A “confusão” de parte da imprensa sobre as categorias de funcionários públicos contratados talvez se explique pelo que o economista chama de “homogeneização”. A estratégia seria tratar os servidores como iguais, mesmo que uns tenham mais benefícios que outros. “Os servidores públicos têm técnicos, professores, juízes, militares, o debate que tem que ser levado em consideração é quais são as categorias que de fato são beneficiadas. A gente pode discutir e isso tem que ser discutido. Não é plausível que o juiz alcance um salário acima do teto, com aqueles penduricalhos, como as pessoas falam, que vai chegar a 100 mil. Isso de fato tem que ser revisto”, defende.
“Reforma” administrativa
Na prática, além de não atacar esses privilégios, o que a “reforma” administrativa que vem sendo proposta pretende é “dificultar a atuação sindical dos servidores. Isso é um absurdo, como é também flexibilizar a estabilidade. Funcionário público é um funcionário de Estado e não de governo. Isso significa dizer que vai passar o governo e eu continuarei servidor público, atuando de uma forma correta com o compromisso com os interesses do país. Quer dizer que eu posso dar aula na universidade. A partir do momento que a minha estabilidade fica sujeita a critérios de avaliação, de acordo com o interesse de governo, comprometo por completo a ideia da ciência dentro da universidade, que tem várias tendências e correntes de pensamento”.
Penduricalhos dos militares
Moreira também contesta a posição da Câmara dos Deputados em relação à manutenção do veto de Bolsonaro a reajustes salariais e progressão funcional para categorias de servidores públicos que atuam na linha de frente no combate ao coronavírus até 31 de dezembro de 2021.
O ministro da Economia, Paulo Guedes, alegou que o reajuste salarial aos profissionais seria “um crime contra o país”, conforme mostrou a RBA. A reação só não foi a mesma quando Bolsonaro concedeu, em junho, reajuste de até 73% em bonificação salarial aos militares de alta patente. Em cinco anos, a medida custará R$ 26,5 bilhões aos cofres públicos.
Governo de privilegiados
O reajuste à época também passou sem muita repercussão por parte da mídia comercial.
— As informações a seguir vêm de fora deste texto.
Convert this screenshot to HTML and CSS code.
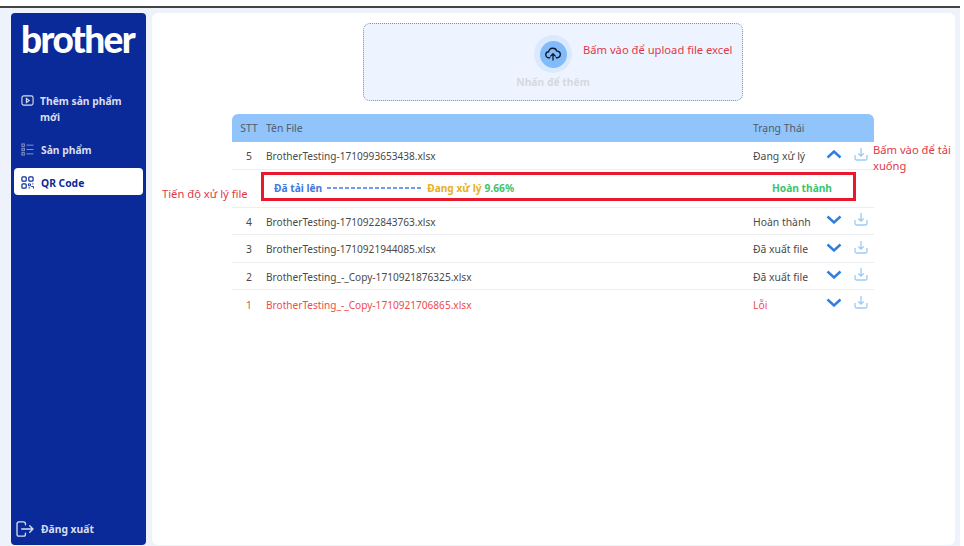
FILE: index.html
```html
<!DOCTYPE html>
<html lang="vi">
<head>
    <meta charset="UTF-8">
    <meta name="viewport" content="width=device-width, initial-scale=1.0">
    <title>Brother - QR Code</title>
    <link rel="stylesheet" href="styles.css">
</head>
<body>
    <div class="top-line"></div>
    <div class="app">
        <div class="sidebar">
            <div class="logo">brother</div>
            <div class="menu">
                <div class="menu-item first">
                    <svg class="menu-icon" viewBox="0 0 14 12" fill="none" stroke="currentColor" stroke-width="1.2"><rect x="1" y="1" width="12" height="10" rx="2"/><path d="M5.8 3.8 8.8 6 5.8 8.2Z"/></svg>
                    <span>Thêm sản phẩm mới</span>
                </div>
                <div class="menu-item">
                    <svg class="menu-icon dim" viewBox="0 0 14 14" fill="none" stroke="currentColor" stroke-width="1"><rect x="1" y="1" width="2.6" height="2.6"/><rect x="1" y="5.7" width="2.6" height="2.6"/><rect x="1" y="10.4" width="2.6" height="2.6"/><path d="M6 2.3h7.5M6 7h7.5M6 11.7h7.5"/></svg>
                    <span>Sản phẩm</span>
                </div>
                <div class="menu-item active">
                    <svg class="menu-icon" viewBox="0 0 14 14" fill="none" stroke="currentColor" stroke-width="1.3"><rect x="1" y="1" width="4.6" height="4.6" rx="1"/><rect x="8.400" y="1" width="4.600" height="4.600" rx="1"/><rect x="1" y="8.400" width="4.600" height="4.600" rx="1"/><path d="M8 8.500h2.200v2H8zM12 8.500h1.400M11 11.300h2.400v2.200M8 12.800h1.800" stroke-width="1"/></svg>
                    <span>QR Code</span>
                </div>
            </div>
            <div class="logout">
                <svg class="logout-icon" viewBox="0 0 19 17" fill="none" stroke="currentColor" stroke-width="1.4" stroke-linecap="round" stroke-linejoin="round"><path d="M10 4V3a2 2 0 0 0-2-2H3a2 2 0 0 0-2 2v11a2 2 0 0 0 2 2h5a2 2 0 0 0 2-2v-1"/><path d="M6 8.5h12M14.5 5l3.5 3.5-3.5 3.5"/></svg>
                <span>Đăng xuất</span>
            </div>
        </div>
        <div class="main">
            <div class="upload">
                <div class="upload-circle">
                    <div class="upload-inner">
                        <svg width="16" height="14" viewBox="0 0 17 15" fill="none" stroke="#10182a" stroke-width="1.4" stroke-linecap="round" stroke-linejoin="round"><path d="M5 11.5H4.2a3.2 3.2 0 0 1-.4-6.4 4.6 4.6 0 0 1 8.9-.6 3.5 3.5 0 0 1 .3 7H12"/><path d="M8.5 14V7.5M6 9.800l2.500-2.500L11 9.800"/></svg>
                    </div>
                </div>
                <div class="upload-text">Nhấn để thêm</div>
            </div>
            <div class="note note-upload">Bấm vào để upload file excel</div>

            <div class="table">
                <div class="row head">
                    <div class="stt">STT</div>
                    <div>Tên File</div>
                    <div>Trạng Thái</div>
                </div>
                <div class="row">
                    <div class="stt">5</div>
                    <div class="file">BrotherTesting-1710993653438.xlsx</div>
                    <div>Đang xử lý</div>
                    <svg class="chevron" viewBox="0 0 16 9"><path d="M1.500 7.500 8 1.500l6.500 6"/></svg>
                    <svg class="download" viewBox="0 0 14 14"><path d="M1 8v3.500a1.500 1.500 0 0 0 1.500 1.500h9a1.500 1.500 0 0 0 1.500-1.500V8M7 1v8M4.300 6.500 7 9.200l2.700-2.700"/></svg>
                </div>
                <div class="progress-row">
                    <div class="progress">
                        <span class="step-up">Đã tải lên</span>
                        <span class="dashes"></span>
                        <span class="step-doing">Đang xử lý</span>
                        <span class="percent">9.66%</span>
                        <span class="step-done">Hoàn thành</span>
                    </div>
                </div>
                <div class="row">
                    <div class="stt">4</div>
                    <div class="file">BrotherTesting-1710922843763.xlsx</div>
                    <div>Hoàn thành</div>
                    <svg class="chevron" viewBox="0 0 16 9"><path d="M1.500 1.500 8 7.500l6.500-6"/></svg>
                    <svg class="download" viewBox="0 0 14 14"><path d="M1 8v3.500a1.500 1.500 0 0 0 1.500 1.500h9a1.500 1.500 0 0 0 1.500-1.500V8M7 1v8M4.300 6.500 7 9.200l2.700-2.700"/></svg>
                </div>
                <div class="row">
                    <div class="stt">3</div>
                    <div class="file">BrotherTesting-1710921944085.xlsx</div>
                    <div>Đã xuất file</div>
                    <svg class="chevron" viewBox="0 0 16 9"><path d="M1.500 1.500 8 7.500l6.500-6"/></svg>
                    <svg class="download" viewBox="0 0 14 14"><path d="M1 8v3.500a1.500 1.500 0 0 0 1.500 1.500h9a1.500 1.500 0 0 0 1.500-1.500V8M7 1v8M4.300 6.500 7 9.200l2.700-2.700"/></svg>
                </div>
                <div class="row">
                    <div class="stt">2</div>
                    <div class="file">BrotherTesting_-_Copy-1710921876325.xlsx</div>
                    <div>Đã xuất file</div>
                    <svg class="chevron" viewBox="0 0 16 9"><path d="M1.500 1.500 8 7.500l6.500-6"/></svg>
                    <svg class="download" viewBox="0 0 14 14"><path d="M1 8v3.500a1.500 1.500 0 0 0 1.500 1.500h9a1.500 1.500 0 0 0 1.500-1.500V8M7 1v8M4.300 6.500 7 9.200l2.700-2.700"/></svg>
                </div>
                <div class="row error">
                    <div class="stt">1</div>
                    <div class="file">BrotherTesting_-_Copy-1710921706865.xlsx</div>
                    <div>Lỗi</div>
                    <svg class="chevron" viewBox="0 0 16 9"><path d="M1.500 1.500 8 7.500l6.500-6"/></svg>
                    <svg class="download" viewBox="0 0 14 14"><path d="M1 8v3.500a1.500 1.500 0 0 0 1.500 1.500h9a1.500 1.500 0 0 0 1.500-1.500V8M7 1v8M4.300 6.500 7 9.200l2.700-2.700"/></svg>
                </div>
            </div>

            <div class="note note-progress">Tiến độ xử lý file</div>
            <div class="note note-download">Bấm vào để tải xuống</div>
        </div>
    </div>
</body>
</html>
```

FILE: styles.css
```css
body, html {
    font-family: "Noto Sans", Arial, sans-serif;
    margin: 0;
    padding: 0;
    height: 100%;
    overflow: hidden;
    background-color: white;
}
.top-line {
    width: 960px;
    height: 2px;
    margin-top: 6px;
    background-color: #444;
}
.app {
    display: flex;
    gap: 6px;
    box-sizing: border-box;
    width: 960px;
    height: 538px;
    padding: 5px 5px 1px 11px;
    background-color: #eef2fa;
}
.sidebar {
    display: flex;
    flex-direction: column;
    box-sizing: border-box;
    width: 135px;
    padding: 0 3px 8px;
    background-color: #0a2a99;
    border-radius: 4px;
    color: #d8deef;
    font-size: 10.3px;
    font-weight: 700;
}
.logo {
    margin: 4px 0 0 7px;
    color: white;
    font-family: "Lato", sans-serif;
    font-size: 37px;
    font-weight: 900;
    line-height: 44px;
    letter-spacing: -1.6px;
}
.menu {
    margin-top: 27px;
}
.menu-item {
    display: flex;
    align-items: flex-start;
    gap: 7px;
    padding: 5px 8px 5px 7px;
    margin-bottom: 7px;
    line-height: 16px;
}
.menu-item.first {
    gap: 6px;
}
.menu-item.active {
    margin-top: -2px;
    padding: 7px 8px 4px 7px;
    height: 27px;
    box-sizing: border-box;
    background-color: white;
    border-radius: 4px;
    color: #0a2a99;
}
.menu-icon {
    flex: none;
    width: 13px;
    height: 13px;
    margin-top: 1px;
}
.menu-icon.dim {
    color: #8e9ccc;
}
.logout {
    display: flex;
    align-items: center;
    gap: 7px;
    margin-top: auto;
    padding-left: 2px;
}
.logout-icon {
    width: 18px;
    height: 16px;
}
.main {
    position: relative;
    flex: 1;
    padding-top: 10px;
    background-color: white;
    border-radius: 6px;
}
.upload {
    display: flex;
    flex-direction: column;
    align-items: center;
    box-sizing: border-box;
    width: 380px;
    height: 78px;
    margin-left: 211px;
    padding-top: 11px;
    background-color: #eef4ff;
    border: 1px dotted #7f8bb8;
    border-radius: 7px;
}
.upload-circle {
    display: flex;
    align-items: center;
    justify-content: center;
    width: 38px;
    height: 38px;
    background-color: #dbe9fe;
    border-radius: 50%;
}
.upload-inner {
    display: flex;
    align-items: center;
    justify-content: center;
    width: 27px;
    height: 27px;
    background-color: #82bbfa;
    border-radius: 50%;
}
.upload-text {
    margin-top: 1px;
    color: #d5d9e0;
    font-size: 10.3px;
    font-weight: 700;
    line-height: 16px;
}
.table {
    width: 642px;
    margin: 13px 0 0 80px;
    color: #4a4a4a;
    font-size: 10.4px;
}
.row {
    display: grid;
    grid-template-columns: 34px 487px 71px 20px 26px;
    align-items: center;
    box-sizing: border-box;
    height: 27.5px;
    padding-top: 2px;
    border-bottom: 1px solid #eceef2;
}
.row.head {
    height: 28px;
    padding-top: 0;
    background-color: #90c4fb;
    border-bottom: none;
    border-radius: 6px 6px 0 0;
    color: #505a6a;
}
.row.error {
    color: #ee4b4b;
    border-bottom: none;
}
.stt {
    text-align: center;
}
.file {
    font-size: 10.1px;
}
.chevron {
    width: 16px;
    height: 9px;
    margin: 0 0 4px 2px;
    fill: none;
    stroke: #2f7de1;
    stroke-width: 2.4;
}
.download {
    width: 14px;
    height: 14px;
    margin: 0 0 5px 10px;
    fill: none;
    stroke: #9ccaf8;
    stroke-width: 1.3;
}
.progress-row {
    box-sizing: border-box;
    height: 38px;
    padding: 2.5px 18px 0 29px;
    border-bottom: 1px solid #eceef2;
}
.progress {
    display: flex;
    align-items: center;
    box-sizing: border-box;
    height: 29px;
    padding: 2px 21px 0 10px;
    border: 3px solid #e8192c;
    font-size: 10.2px;
    font-weight: 700;
}
.step-up {
    color: #3f78e0;
}
.dashes {
    flex: none;
    width: 95px;
    height: 2px;
    margin: 0 5px;
    background: repeating-linear-gradient(90deg, #6d9cf0 0 4px, transparent 4px 6px);
}
.step-doing {
    color: #e8b020;
}
.percent {
    margin-left: 3px;
    color: #3cc46a;
}
.step-done {
    margin-left: auto;
    color: #3cc46a;
}
.note {
    position: absolute;
    color: #e0374a;
    font-size: 11.2px;
    line-height: 16px;
}
.note-upload {
    left: 431px;
    top: 29px;
}
.note-progress {
    left: 10px;
    top: 173px;
}
.note-download {
    left: 721px;
    top: 129px;
    width: 84px;
}
```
Ao mesmo tempo em que os sindicatos dos professores apontavam para uma perda real dos salários da categoria em torno de 30%.
“O que tem acontecido é que muitas instituições privadas, que pagam muito bem para professores, estão resgatando o professor de alta qualificação. E alguns professores estão indo embora do país. Uma fuga de cérebros, e isso é extremamente preocupante. Mas, mais preocupante ainda, é a gente ter um governo que vetou o reajuste para pessoas que estão na linha de frente ao combate à covid-19 mas que dá uma bonificação de R$ 26,5 bilhões para os militares de patente mais elevadas. Isso mostra que esse governo tem lado e não é o lado da classe trabalhadora”, adverte o economista Uallace Moreira.
Para o professor da UFBA, toda essa contradição evidencia que a oposição da imprensa tradicional a Bolsonaro é restrita aos termos de valores morais e ao conservadorismo. Do ponto de vista econômico, “ela está extremamente afinada e ela apoia ela, dá sustentação. É por isso que o Bolsonaro permanece como uma figura importante e com a figura do Paulo Guedes”.